Pick one, and add it to your application's Gemfile, eg:

gem 'quince_sinatra'

And then execute:

$ bundle install

Or install it yourself as:

$ gem install quince_sinatra

Usage notes

  • All HTML tags are available via a method of the same name, eg. div(), section(), span() - with the exception of para standing in for p to avoid clashes with Ruby's common Kernel#p method
  • All HTML attributes are available, and are the same as they would be in a regular html document, eg. onclick rather than onClick - with the exception of a Class, Max, Min, Method - which start with capital letters to avoid clashes with some internal methods.
  • Type checking is available at runtime for a component's State and Props, and is done in accordance with Typed Struct
  • Children can be specified in one of two places, depending on what you would prefer:
    • as a block argument, to maintain similar readability with real html elements, where attributes come first
      div(id: :my_div, style: "color: red") { h1("Single child") }
      div(id: "div2", style: "color: green") {[
          h2("multiple"),
          h3("children")
      ]}
    • as positional arguments (for convenience and cleanliness when no props are passed)
      div(
          h1("hello world")
      )
  • A component's render method should always return a single top level element, ie. if you wanted to return 2 elements you should wrap them in a div

Development

After checking out the repo, run bin/setup to install dependencies. Then, run rake spec to run the tests. You can also run bin/console for an interactive prompt that will allow you to experiment.

To install this gem onto your local machine, run bundle exec rake install.

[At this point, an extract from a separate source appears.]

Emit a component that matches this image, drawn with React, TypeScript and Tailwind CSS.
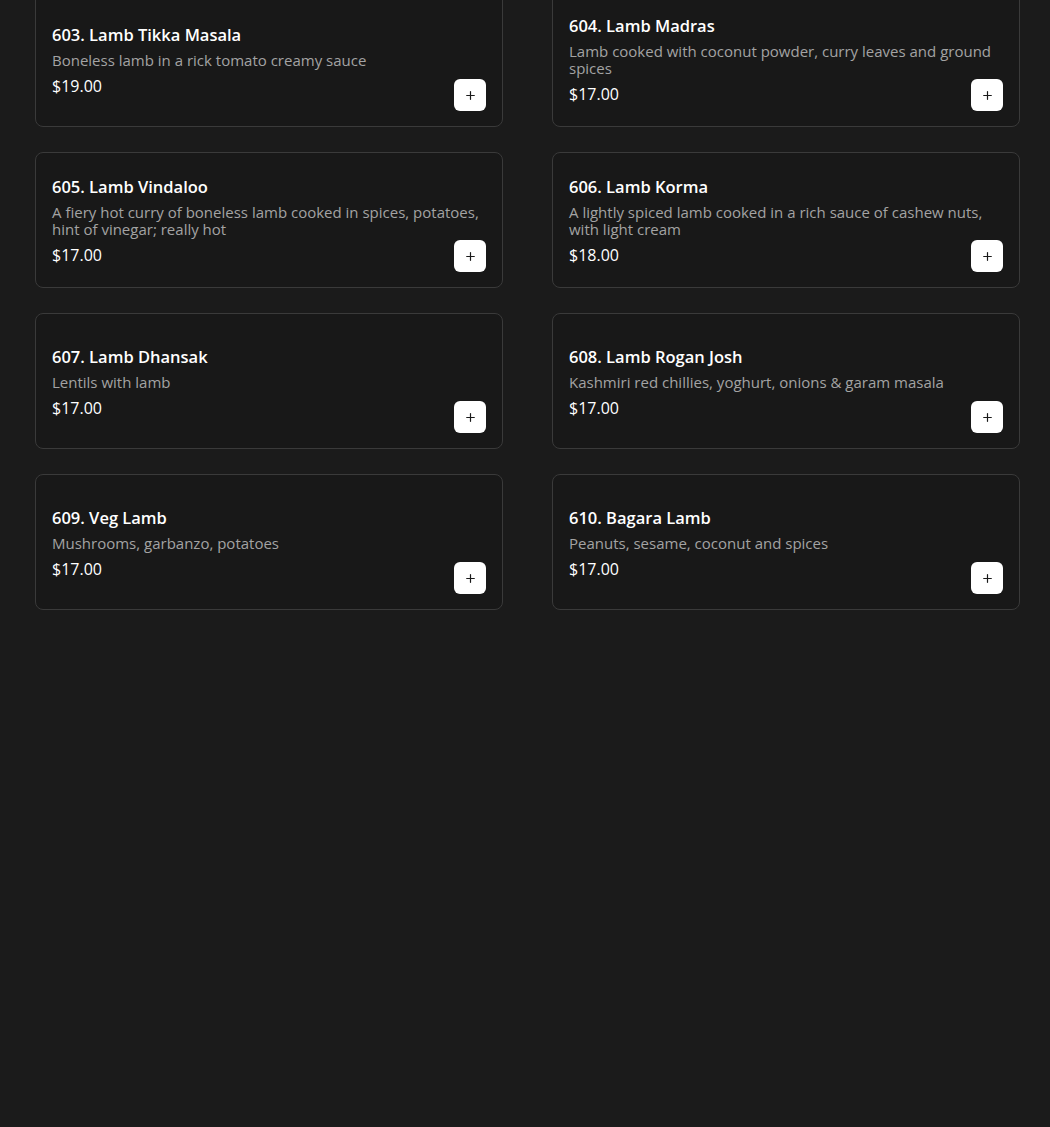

To release a new version, update the version number in version.rb, and then run bundle exec rake release, which will create a git tag for the version, push git commits and the created tag, and push the .gem file to rubygems.org.

Contributing

Bug reports and pull requests are welcome on GitHub at https://github.com/johansenja/quince.

License

The gem is available as open source under the terms of the MIT License.